Brouillons. Bien sûr, il y a ces événements attendus avec inquiétude, comme l’arrivée du cyclone sur les côtes américaines dans quelques heures ; avec habitude, comme le sommet de la francophonie à Erevan ce jeudi. Bien sûr, il y a ceux probables, comme l’élection du candidat populiste et nostalgique de la dictature à la présidence du Brésil. Mais ce dont il est question ici, c’est une attente d’une nature tout autre, celle d’un événement certain, qui est précédé d’un temps mort plus ou moins long. Et l’intérêt n’est plus seulement cette actualité de ce remaniement d’octobre, mais bien la manière dont on appréhende après coup ces entre-temps qui, à y regarder de plus près, constituent en durée l’essentiel du temps historique.

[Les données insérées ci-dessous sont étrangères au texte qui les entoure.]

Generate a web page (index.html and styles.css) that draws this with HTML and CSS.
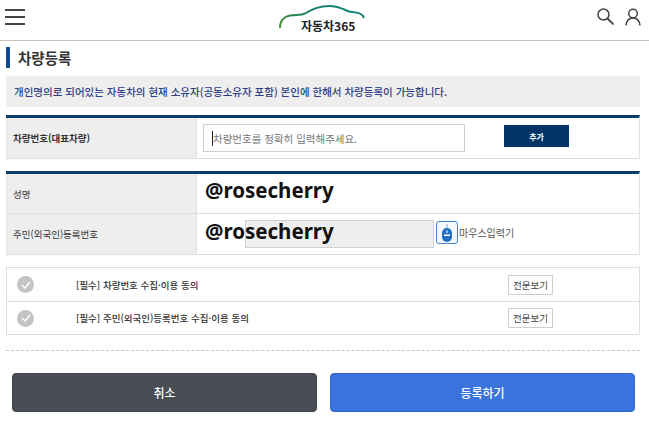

Que fait l’historien·ne de cette autre histoire politique ? Quelles sont les archives dont on dispose pour la documenter ? Avouons-le, nous sommes très dépourvu·es. Il n’y a pas si longtemps qu’on s’intéresse aux brouillons de l’histoire. C’est sans doute l’une des raisons pour laquelle certains ont passé le pas. Des historien·nes se sont ainsi, ces dernières années, mis à travailler sur des événements qui n’avaient pas eu lieu, qui n’étaient pas arrivés. Cette histoire dite contrefactuelle est très féconde car non seulement elle permet d’éclairer paradoxalement ce qui s’est réellement passé, mais elle prend en compte cet entre-temps. Si en effet on commence à imaginer un événement qui n’est pas advenu, on se retrouve dans l’obligation de penser évidemment sa mémoire, mais aussi le temps qui l’a précédé, une temporalité très fine qui le plus souvent fini dans les oubliettes.

Infimes traces. Ce temps qui ne s’inscrit pas, on peut donc imaginer en faire l’histoire pour de vrai ; ce n’est pas une hérésie. Bien au contraire, elle contribue à ce qui est l’une des vocations de l’histoire, sonder les imaginaires sociaux, en mobilisant d’infimes traces. Il est des lieux qui renseignent ces entre-temps, les archives conservent quelques rares notes, mais pour le reste il faut s’en remettre aux témoins particuliers que sont les écrivain·es. Ce sont eux qui ont permis d’écrire une histoire de l’ennui, ce sont encore sur les mêmes qu’il faut compter pour nourrir l’histoire des entre-temps. Il ne s’agit plus seulement d’imaginer un événement qui ne s’est pas passé mais d’imaginer que l’événement ne se passe pas du tout. Passer par l’effacement pour progressivement reconstituer le moindre des éléments sans lesquels l’événement attendu n’existe pas.

On m’objectera que cette histoire vient contredire beaucoup des manières et des habitudes de la discipline historique. On conviendra qu’elle est sur le fil, qu’elle suggère, propose plus que démontre. Mais elle est pourtant essentielle non seulement pour l’importance quantitative des entre-temps mais aussi parce qu’elle éclaire un impensé qui est commun à tou·tes. Nous passons notre vie dans la salle des pas perdus. Et si l’histoire de la vie quotidienne a beaucoup investi les routines, les pratiques, elle n’a pas pris en compte ce temps mort qui n’est ni celui du sommeil ni celui de l’agonie, mais le moment où quelque chose se passe malgré tout.